One of the most poetic songs, “Tranquility,” epitomizes the artist that is Eckemoff. She matches the lyrical quality of the song with the lyrical poem accompanying it in her liner notes. “I hear the faint fluttering of the butterflies’ wings. Yet the gun shots are inaudible to my ears. I hear the fish swimming in the pond. But the moving cars are silent to me.” This speaks to her childhood of a loving family, a father who speaks in imaginatively poetic tongue, and yet, a homeland rife with tension, conflict, hard, brutal winters, and violent subversion. Because of such a childhood, Eckemoff is able to focus on the sounds — and the sights — that keep her world safe and warm.
This is reflected in the song, five minutes and 20 seconds of music blotting out encroaching storms with some of the loveliest interludes — at times revving to get going, as in the 52-second intro of soft crushing cymbals and sax. Eckemoff feels her way in shaky spurts that progressively grow more self-assured. Bassist Mraz shadows her, giving her additional strength and a direction forward. Vibist Locke provides the childlike, imaginative animation that once spoke volumes, and tenor saxophonist Turner reintroduces the jazz that sustained her, touching on the tenets of Coltrane on a sultry Blue Note night.

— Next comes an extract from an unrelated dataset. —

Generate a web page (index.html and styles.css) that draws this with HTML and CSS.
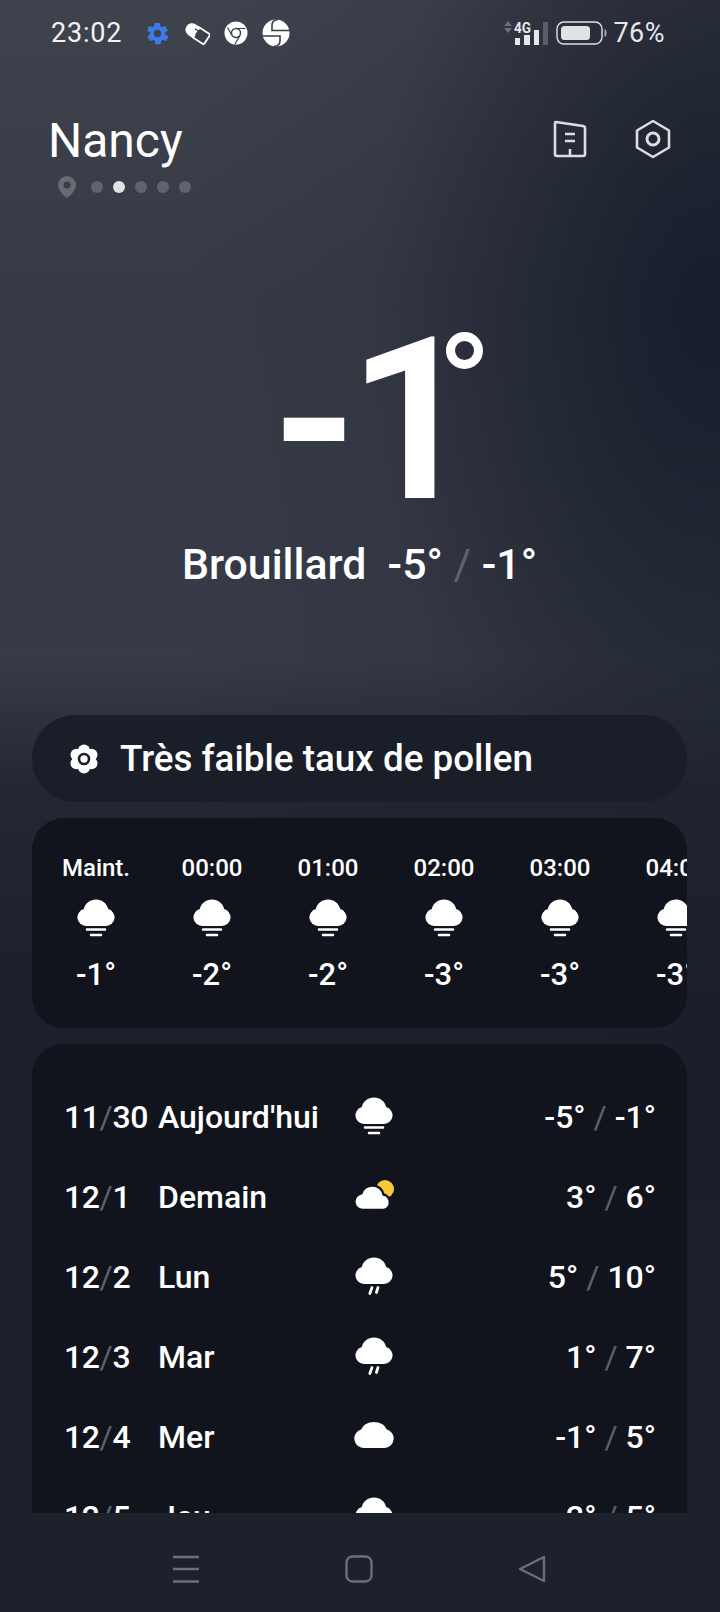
FILE: index.html
```html
<!DOCTYPE html>
<html lang="fr">

<head>
    <meta name="viewport" content="width=device-width, initial-scale=1.0">
    <title>Météo</title>
    <link rel="stylesheet" href="styles.css">
</head>

<body>
    <svg class="defs" width="0" height="0">
        <symbol id="fog" viewBox="0 0 40 40">
            <path d="M10 27a8.600 8.600 0 0 1-2.200-16.900C9 4.500 14 .5 20 .5s11 4 12.200 9.600A8.600 8.600 0 0 1 30 27z" fill="#fff" />
            <path d="M11 30.500h18M15 36h10" stroke="#fff" stroke-width="2.600" stroke-linecap="round" />
        </symbol>
        <symbol id="partly" viewBox="0 0 40 40">
            <circle cx="31" cy="12" r="9" fill="#f8c93a" />
            <path d="M9 33a8.400 8.400 0 0 1-1.500-16.700C9 11.500 13 8.500 18.500 8.500c5.500 0 10 3.800 11 9A8 8 0 0 1 30 33z" fill="#fff" stroke="#11141d" stroke-width="2.400" />
        </symbol>
        <symbol id="rain" viewBox="0 0 40 40">
            <path d="M10 27a8.600 8.600 0 0 1-2.200-16.900C9 4.500 14 .5 20 .5s11 4 12.200 9.600A8.600 8.600 0 0 1 30 27z" fill="#fff" />
            <path d="M18 30.500l-2.200 6M24 30.500l-1.600 5" stroke="#fff" stroke-width="2.800" stroke-linecap="round" />
        </symbol>
        <symbol id="cloud" viewBox="0 0 40 40">
            <path d="M9.500 31a9.500 9.500 0 0 1-2-18.700C9 8 14 5 20 5s11 3 12.500 7.300A9.500 9.500 0 0 1 30.500 31z" fill="#fff" />
        </symbol>
    </svg>

    <div class="screen">
        <div class="status">
            <span class="status-time">23:02</span>
            <div class="status-icons">
                <svg width="25" height="25" viewBox="0 0 24 24">
                    <path fill="#3b7ae8" fill-rule="evenodd" d="M19.400 13c.1-.3.1-.7.1-1s0-.7-.1-1l2.200-1.700c.2-.2.2-.4.1-.6l-2.100-3.600c-.1-.2-.4-.3-.6-.2l-2.600 1c-.5-.4-1.100-.7-1.700-1l-.4-2.700c0-.3-.2-.4-.5-.4h-4.200c-.3 0-.5.100-.5.400l-.4 2.700c-.6.300-1.200.6-1.700 1l-2.600-1c-.2-.1-.5 0-.6.200L2.500 8.700c-.1.200-.1.400.1.600L4.800 11c-.1.300-.1.700-.1 1s0 .7.100 1l-2.200 1.700c-.2.200-.2.400-.1.600l2.100 3.600c.1.200.4.300.6.200l2.600-1c.5.400 1.100.7 1.700 1l.4 2.700c0 .3.200.4.500.4h4.200c.3 0 .5-.1.500-.4l.4-2.700c.6-.3 1.200-.6 1.700-1l2.600 1c.2.100.5 0 .6-.2l2.100-3.600c.1-.2.100-.4-.1-.6zM12 15.500a3.500 3.500 0 1 1 0-7 3.500 3.500 0 0 1 0 7z" />
                </svg>
                <svg width="26" height="26" viewBox="0 0 26 26">
                    <g transform="rotate(33 13 13)">
                        <rect x="11" y="7" width="14" height="12" rx="1.500" fill="#3b3f4a" stroke="#fff" stroke-width="1.800" />
                        <path d="M13 6.500H7a6.500 6.500 0 0 0 0 13h6z" fill="#fff" />
                        <path d="M9 10.500h4v5" fill="none" stroke="#3b3f4a" stroke-width="1.300" />
                    </g>
                </svg>
                <svg width="24" height="24" viewBox="0 0 24 24">
                    <circle cx="12" cy="12" r="11.500" fill="#fff" />
                    <circle cx="12" cy="12" r="4.500" fill="#fff" stroke="#3b3f4a" stroke-width="1.400" />
                    <path d="M12 7.500h9.500M8 14.500L3.500 6.500M16 14.500l-5 8.500" stroke="#3b3f4a" stroke-width="1.200" fill="none" />
                </svg>
                <svg width="28" height="28" viewBox="0 0 28 28">
                    <circle cx="14" cy="14" r="13.500" fill="#fff" />
                    <path d="M16 .5C12 1 10 3 10 6v5.500h18M12 27.500c4-.5 6-2.500 6-5.500v-5H0" stroke="#3b3f4a" stroke-width="1.600" fill="none" />
                </svg>
            </div>
            <div class="status-right">
                <svg class="net-icon" width="48" height="25" viewBox="0 0 48 25">
                    <path d="M6 0l4 5H2zM6 12l4-5H2z" fill="#6d7079" />
                    <text class="net-label" x="12" y="12" textLength="17" lengthAdjust="spacingAndGlyphs">4G</text>
                    <path d="M13 17h5v7h-5zM22 14h6v10h-6zM32 9h5v15h-5z" fill="#e6e7e9" />
                    <path d="M41 1h5v23h-5z" fill="#5a5e68" />
                </svg>
                <svg width="51" height="24" viewBox="0 0 51 24">
                    <rect x="1" y="1" width="45" height="22" rx="7" fill="none" stroke="#dfe0e2" stroke-width="1.400" />
                    <rect x="5" y="5" width="29" height="14" rx="3.500" fill="#e1e2e4" />
                    <path d="M48.500 8c1.500 .5 2 2 2 4s-.5 3.500-2 4z" fill="#a9abb0" />
                </svg>
                <span class="status-battery">76%</span>
            </div>
        </div>

        <div class="content">
            <header class="header">
                <div>
                    <h1 class="city">Nancy</h1>
                    <div class="pager">
                        <svg width="18" height="22" viewBox="0 0 18 22">
                            <path fill="#676b74" fill-rule="evenodd" d="M9 0a9 9 0 0 1 9 9c0 5-5 10-9 13-4-3-9-8-9-13a9 9 0 0 1 9-9zm0 5.500a3.500 3.500 0 1 0 0 7 3.500 3.500 0 0 0 0-7z" />
                        </svg>
                        <div class="dots">
                            <span class="dot"></span>
                            <span class="dot dot-active"></span>
                            <span class="dot"></span>
                            <span class="dot"></span>
                            <span class="dot"></span>
                        </div>
                    </div>
                </div>
                <div class="header-icons">
                    <svg width="34" height="40" viewBox="0 0 34 40" fill="none" stroke="#dcdde0" stroke-width="2.600" stroke-linejoin="round">
                        <path d="M3 3l27 4c1 .2 2 .8 2 2v26c0 1.500-.8 2-2 2H4c-1.200 0-2-.5-2-2V4c0-.7.400-1.100 1-1z" />
                        <path d="M12 15h10M12 22h10M17 30v7" />
                    </svg>
                    <svg width="38" height="40" viewBox="0 0 38 40" fill="none" stroke="#dcdde0" stroke-width="2.600" stroke-linejoin="round">
                        <path d="M19 2l16 9.500v17L19 38 3 28.500v-17z" />
                        <circle cx="19" cy="20" r="6" stroke-width="3" />
                    </svg>
                </div>
            </header>

            <section class="hero">
                <div class="hero-temp">
                    <span class="hero-num">-1</span>
                    <span class="hero-deg"></span>
                </div>
                <p class="hero-line">Brouillard&nbsp; -5° <span class="slash">/</span> -1°</p>
            </section>

            <div class="pollen">
                <svg width="30" height="30" viewBox="0 0 30 30">
                    <g fill="#fff">
                        <circle cx="15" cy="6.500" r="6" />
                        <circle cx="7.500" cy="10.800" r="6" />
                        <circle cx="7.500" cy="19.200" r="6" />
                        <circle cx="15" cy="23.500" r="6" />
                        <circle cx="22.500" cy="19.200" r="6" />
                        <circle cx="22.500" cy="10.800" r="6" />
                    </g>
                    <circle cx="15" cy="15" r="7.500" fill="#fff" />
                    <circle cx="15" cy="15" r="5" fill="none" stroke="#1b1f2a" stroke-width="2.600" />
                </svg>
                <span>Très faible taux de pollen</span>
            </div>

            <div class="card hours">
                <div class="hour">
                    <span class="hour-label">Maint.</span>
                    <svg width="40" height="40"><use href="#fog" /></svg>
                    <span class="hour-temp">-1°</span>
                </div>
                <div class="hour">
                    <span class="hour-label">00:00</span>
                    <svg width="40" height="40"><use href="#fog" /></svg>
                    <span class="hour-temp">-2°</span>
                </div>
                <div class="hour">
                    <span class="hour-label">01:00</span>
                    <svg width="40" height="40"><use href="#fog" /></svg>
                    <span class="hour-temp">-2°</span>
                </div>
                <div class="hour">
                    <span class="hour-label">02:00</span>
                    <svg width="40" height="40"><use href="#fog" /></svg>
                    <span class="hour-temp">-3°</span>
                </div>
                <div class="hour">
                    <span class="hour-label">03:00</span>
                    <svg width="40" height="40"><use href="#fog" /></svg>
                    <span class="hour-temp">-3°</span>
                </div>
                <div class="hour">
                    <span class="hour-label">04:00</span>
                    <svg width="40" height="40"><use href="#fog" /></svg>
                    <span class="hour-temp">-3°</span>
                </div>
            </div>

            <div class="card days">
                <div class="day">
                    <span class="day-date">11<span class="slash">/</span>30</span>
                    <span class="day-name">Aujourd'hui</span>
                    <svg width="40" height="40"><use href="#fog" /></svg>
                    <span class="day-temp">-5° <span class="slash">/</span> -1°</span>
                </div>
                <div class="day">
                    <span class="day-date">12<span class="slash">/</span>1</span>
                    <span class="day-name">Demain</span>
                    <svg width="40" height="40"><use href="#partly" /></svg>
                    <span class="day-temp">3° <span class="slash">/</span> 6°</span>
                </div>
                <div class="day">
                    <span class="day-date">12<span class="slash">/</span>2</span>
                    <span class="day-name">Lun</span>
                    <svg width="40" height="40"><use href="#rain" /></svg>
                    <span class="day-temp">5° <span class="slash">/</span> 10°</span>
                </div>
                <div class="day">
                    <span class="day-date">12<span class="slash">/</span>3</span>
                    <span class="day-name">Mar</span>
                    <svg width="40" height="40"><use href="#rain" /></svg>
                    <span class="day-temp">1° <span class="slash">/</span> 7°</span>
                </div>
                <div class="day">
                    <span class="day-date">12<span class="slash">/</span>4</span>
                    <span class="day-name">Mer</span>
                    <svg width="40" height="40"><use href="#cloud" /></svg>
                    <span class="day-temp">-1° <span class="slash">/</span> 5°</span>
                </div>
                <div class="day">
                    <span class="day-date">12<span class="slash">/</span>5</span>
                    <span class="day-name">Jeu</span>
                    <svg width="40" height="40"><use href="#rain" /></svg>
                    <span class="day-temp">2° <span class="slash">/</span> 5°</span>
                </div>
            </div>
        </div>

        <nav class="navbar">
            <svg width="28" height="28" viewBox="0 0 28 28" stroke="#6c6f77" stroke-width="2.400">
                <path d="M1 2h26M1 14h26M1 26.500h26" />
            </svg>
            <svg width="28" height="28" viewBox="0 0 28 28" fill="none" stroke="#6c6f77" stroke-width="2.400">
                <rect x="1.500" y="1.500" width="25" height="25" rx="6" />
            </svg>
            <svg width="28" height="28" viewBox="0 0 28 28" fill="none" stroke="#6c6f77" stroke-width="2.400" stroke-linejoin="round">
                <path d="M26 2v24L2 14z" />
            </svg>
        </nav>
    </div>
</body>

</html>
```

FILE: styles.css
```css
body {
    margin: 0;
    padding: 0;
    overflow: hidden;
    background: #1c212c;
    font-family: Roboto, "Liberation Sans", sans-serif;
    color: #fff;
}

.defs {
    display: block;
    height: 0;
}

.screen {
    width: 720px;
    height: 1612px;
    display: flex;
    flex-direction: column;
    overflow: hidden;
    background:
        radial-gradient(ellipse 340px 560px at 710px 310px, rgba(22, 28, 42, 0.95), rgba(22, 28, 42, 0) 100%),
        linear-gradient(90deg, rgba(24, 29, 42, 0) 25%, rgba(24, 29, 42, 0.3) 100%),
        linear-gradient(180deg, #3f434d 0, #363a45 300px, #373b47 660px, #232733 790px, #1b202c 1000px, #1c212c 100%);
}

/* STATUS BAR */
.status {
    height: 66px;
    flex: none;
    display: flex;
    align-items: center;
    padding: 0 55px 0 51px;
}

.status-time {
    font-size: 27px;
    letter-spacing: 0.8px;
    width: 94px;
    color: #f2f2f3;
}

.status-icons {
    display: flex;
    align-items: center;
    gap: 14px;
}

.status-right {
    margin-left: auto;
    display: flex;
    align-items: center;
    gap: 6px;
}

.status-battery {
    font-size: 27px;
    letter-spacing: 0.5px;
    color: #e6e7e9;
}

.net-icon {
    overflow: visible;
}

.net-label {
    font-size: 15px;
    font-weight: 700;
    fill: #e6e7e9;
}

/* HEADER */
.content {
    flex: 1;
    min-height: 0;
    overflow: hidden;
    padding: 0 33px 0 32px;
}

.header {
    display: flex;
    justify-content: space-between;
    padding: 48px 15px 0 16px;
}

.city {
    margin: 0;
    font-size: 48px;
    line-height: 54px;
    font-weight: 400;
}

.pager {
    display: flex;
    align-items: center;
    gap: 15px;
    margin: 8px 0 0 10px;
}

.dots {
    display: flex;
    gap: 10px;
}

.dot {
    width: 12px;
    height: 12px;
    border-radius: 50%;
    background: #5f636c;
}

.dot-active {
    background: #e2e3e5;
}

.header-icons {
    display: flex;
    gap: 47px;
    padding-top: 5px;
}

/* CURRENT WEATHER */
.hero {
    display: flex;
    flex-direction: column;
    align-items: center;
    margin-top: 118px;
}

.hero-temp {
    display: flex;
    height: 210px;
    padding-left: 37px;
}

.hero-num {
    font-size: 226px;
    line-height: 210px;
    font-weight: 600;
    letter-spacing: -8px;
}

.hero-deg {
    width: 19px;
    height: 19px;
    border: 9px solid #fff;
    border-radius: 50%;
    margin: 16px 0 0 -23px;
}

.hero-line {
    margin: 13px 0 0;
    font-size: 42.8px;
    line-height: 50px;
    font-weight: 500;
}

.slash {
    color: #5e626b;
    font-weight: 400;
}

/* POLLEN */
.pollen {
    display: flex;
    align-items: center;
    gap: 21px;
    height: 87px;
    margin-top: 126px;
    padding-left: 37px;
    border-radius: 44px;
    background: #1a1e29;
    font-size: 36.8px;
    font-weight: 500;
}

/* CARDS */
.card {
    margin-top: 16px;
    border-radius: 32px;
    background: #11141d;
}

.hours {
    height: 210px;
    display: flex;
    padding-left: 6px;
    overflow: hidden;
}

.hour {
    flex: 0 0 116px;
    display: flex;
    flex-direction: column;
    align-items: center;
    padding-top: 36px;
}

.hour-label {
    font-size: 24px;
    line-height: 28px;
    font-weight: 500;
}

.hour svg {
    margin-top: 17px;
}

.hour-temp {
    margin-top: 18px;
    font-size: 31px;
    line-height: 36px;
    font-weight: 500;
}

.days {
    padding: 33px 31px 0 32px;
}

.day {
    height: 80px;
    display: flex;
    align-items: center;
    font-size: 32px;
    font-weight: 500;
}

.day-date {
    width: 94px;
    flex: none;
    letter-spacing: -0.4px;
}

.day-name {
    width: 196px;
    flex: none;
}

.day-temp {
    margin-left: auto;
}

/* NAV */
.navbar {
    height: 99px;
    box-sizing: border-box;
    flex: none;
    display: flex;
    align-items: flex-start;
    padding: 42px 0 0 172px;
    gap: 145px;
    background: #1c212c;
}
```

“I’m a sentimental person, but I don’t write sentimental music,” Eckemoff explained, laughing. “I know better. I’m an old-fashioned romantic. Feelings and emotions and of course nature are always what interest me, and I still believe in melodies.”
Yelena Eckemoff manages to impart a greater sense of herself in 10 short story tracks with a quartet of likeminded musicians. She touches on the jazz-classical-avant-garde, art and poetry, and a narrative that sees the human connection in every leaf, the passing flutter of butterflies, and a snowy day in the summer — radiant.